Melindungi hutan yang masih tersisa merupakan kebutuhan yang mendesak. Perlindungan hutan demi kelangsungan makhluk hidup dan ekosistem. Cara terbaik adalah mengembalikan peranan masyarakat adat dalam upaya perlindungan dan pengelolaan kawasan hutan. Mengembalikan hak mereka serta mendorong kelestarian budaya dan kearifan lokal yang mereka miliki.

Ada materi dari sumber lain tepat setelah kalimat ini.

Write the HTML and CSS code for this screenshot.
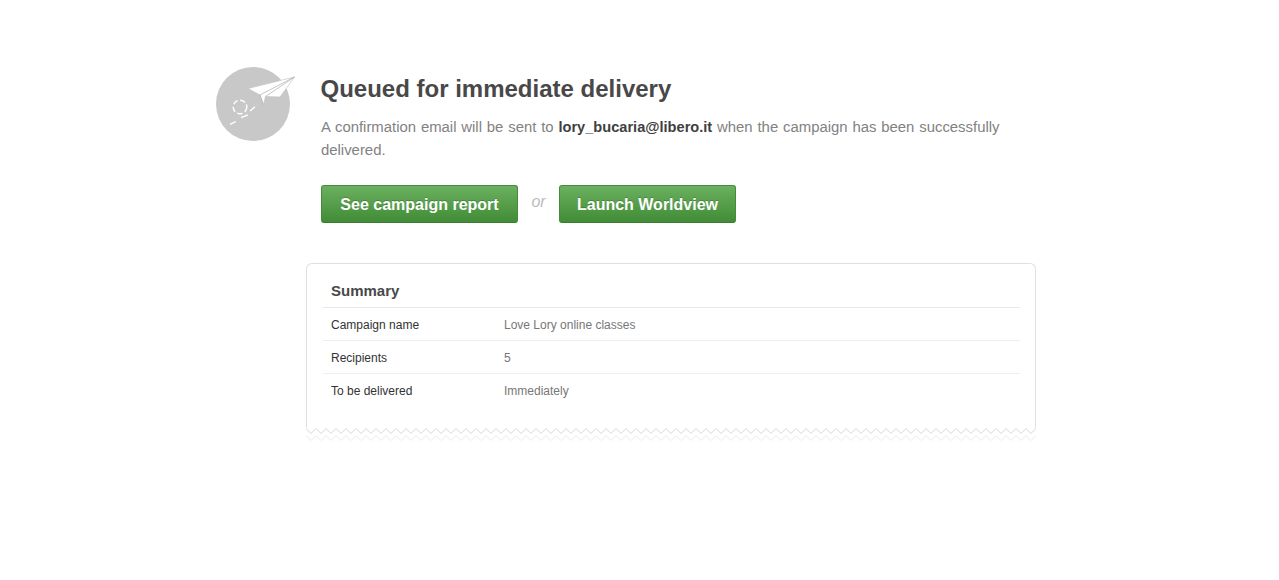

Selanjutnya mempromosikan nilai-nilai kearifan lokal yang ada di tengah masyarakat, melindungi melalui kebijakan-kebijakan ditingkat lokal dan nasional serta mendorong pengelolaan hutan berbasis kearifan lokal tersebut. Masyarakat adat merupakan kunci utama dalam perlindungan kawasan hutan serta pengelolaan yang berkelanjutan. Kepentingan mereka sangat tinggi terhadap hutan. Mereka memiliki tradisi, ritual-ritual serta pengetahuan yang cukup untuk melindungi hutan. Hutan akan terlindungi dengan baik ketika penguasaan mereka dikembalikan.